Not all it’s cracked up to be is an expression used in describing something that is hardly first rate, something that does not live up to its reputation, something that is inferior. When one says that something is not all its cracked up to be, it is because that person has come to realize that the high opinion he had is not justified by the facts. It can be a terrible disappointment to conclude that something or someone you held in high esteem did not prove to deserve that trust. Crack is an interesting verb with many meanings. Crack me up may mean to find humor in a situation, to burst out with laughter due to finding a story or joke hilarious. Crack up may mean to collapse or have a mental breakdown. Crack down may mean to severely discipline. The idiom not all it’s cracked up to be is derived from an archaic meaning of crack, which is to brag about something or to praise something effusively. This definition of crack was popular in the late 1700s and early 1800s. If something is cracked up to be superior, then when it is proved to not be superior, it is not all it’s cracked up to be. A quote from Davy Crockett, noted American frontiersman and politician: “Martin Van Buren is not the man he is cracked up to be.” Note that the word it’s is a contraction of it is, and is spelled with an apostrophe.
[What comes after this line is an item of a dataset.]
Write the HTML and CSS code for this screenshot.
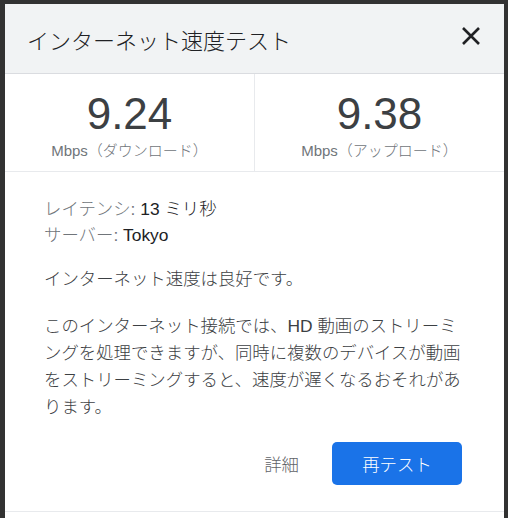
FILE: index.html
```html
<!DOCTYPE html>
<html lang="ja">
<head>
<meta charset="utf-8">
<link rel="stylesheet" href="styles.css">
</head>
<body>
<div class="dialog">
  <div class="header">
    <div class="title">インターネット速度テスト</div>
    <svg class="close" width="20" height="20" viewBox="0 0 20 20"><path d="M2 2L18 18M18 2L2 18" stroke="#202124" stroke-width="2.6" fill="none"/></svg>
  </div>
  <div class="stats">
    <div class="stat">
      <div class="num">9.24</div>
      <div class="unit"><span class="lat">Mbps</span>（ダウンロード）</div>
    </div>
    <div class="stat">
      <div class="num">9.38</div>
      <div class="unit"><span class="lat">Mbps</span>（アップロード）</div>
    </div>
  </div>
  <div class="body">
    <div class="meta">
      <div><span class="lbl">レイテンシ<span class="lat">: </span></span><span class="lat">13 </span>ミリ秒</div>
      <div><span class="lbl">サーバー<span class="lat">: </span></span><span class="lat">Tokyo</span></div>
    </div>
    <p class="summary">インターネット速度は良好です。</p>
    <p class="desc">このインターネット接続では、HD 動画のストリーミングを処理できますが、同時に複数のデバイスが動画をストリーミングすると、速度が遅くなるおそれがあります。</p>
    <div class="actions">
      <button class="link">詳細</button>
      <button class="primary">再テスト</button>
    </div>
  </div>
  <div class="footer"></div>
</div>
</body>
</html>
```
FILE: styles.css
```css
html, body {
  margin: 0;
  padding: 0;
  background: #323232;
  height: 100%;
  overflow: hidden;
}
body {
  font-family: "Liberation Sans", "Noto Sans CJK JP", sans-serif;
}
.dialog {
  margin: 4px 0 0 5px;
  width: 499px;
  background: #fff;
  height: 514px;
}
.header {
  height: 70px;
  background: #f1f3f4;
  border-bottom: 1px solid #dadce0;
  display: flex;
  align-items: center;
  justify-content: space-between;
  padding: 0 23px 0 22px;
  box-sizing: border-box;
}
.title {
  font-size: 22px;
  font-weight: 300;
  color: #202124;
}
.close {
  margin-top: -6px;
}
.stats {
  display: flex;
  height: 97px;
  border-bottom: 1px solid #e8eaed;
}
.stat {
  flex: 1;
  display: flex;
  flex-direction: column;
  align-items: center;
  padding-top: 15px;
}
.stat + .stat {
  border-left: 1px solid #e8eaed;
}
.num {
  font-size: 44px;
  line-height: 50px;
  color: #3c4043;
}
.unit {
  font-size: 15px;
  font-weight: 300;
  color: #70757a;
  line-height: 18px;
  margin-top: 3px;
}
.lat {
  font-weight: 400;
}
.body {
  padding: 24px 0 0 39px;
  width: 420px;
  font-size: 17.4px;
  font-weight: 300;
  color: #3c4043;
}
.meta {
  line-height: 26px;
  color: #202124;
}
.lbl {
  color: #70757a;
}
.summary {
  margin: 18px 0 0;
  line-height: 27px;
}
.desc {
  margin: 20px 0 0;
  line-height: 27px;
}
.actions {
  display: flex;
  justify-content: flex-end;
  align-items: center;
  margin: 21px 2px 0 0;
  gap: 17px;
}
button {
  font-family: inherit;
  font-size: 17.4px;
  font-weight: 300;
  border: none;
  cursor: pointer;
}
.link {
  background: none;
  color: #5f6368;
  padding: 0 16px;
}
.primary {
  width: 130px;
  height: 43px;
  background: #1a73e8;
  color: #fff;
  border-radius: 5px;
}
.footer {
  margin-top: 26px;
  border-top: 1px solid #e8eaed;
}
```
“PAY no attention to that man behind the curtain”, said Frank Morgan in the 1939 classic The Wizard Of Oz, while frantically trying to distract visitors to the titular Wizard from the fact that he was, in fact, not all he’s cracked up to be. (The York Press)
“Being the guy in 1960 saying Martin Luther King Jr. was not all he’s cracked up to be would have gotten you a lot of newspaper readers, but it’s not about getting clicks now.” (New York Magazine)
The series, about a woman (played by Kristen Bell) who wakes up in the afterlife and finds out it’s not all it’s cracked up to be, has referenced both burritos and frozen yogurt as plot points. (The Bakersfield Californian)
Thankfully it has so far manifested only in a reluctance to cut his hair, but Joshua says life as the heavyweight champion of the world is not all it’s cracked up to be. (The Independent)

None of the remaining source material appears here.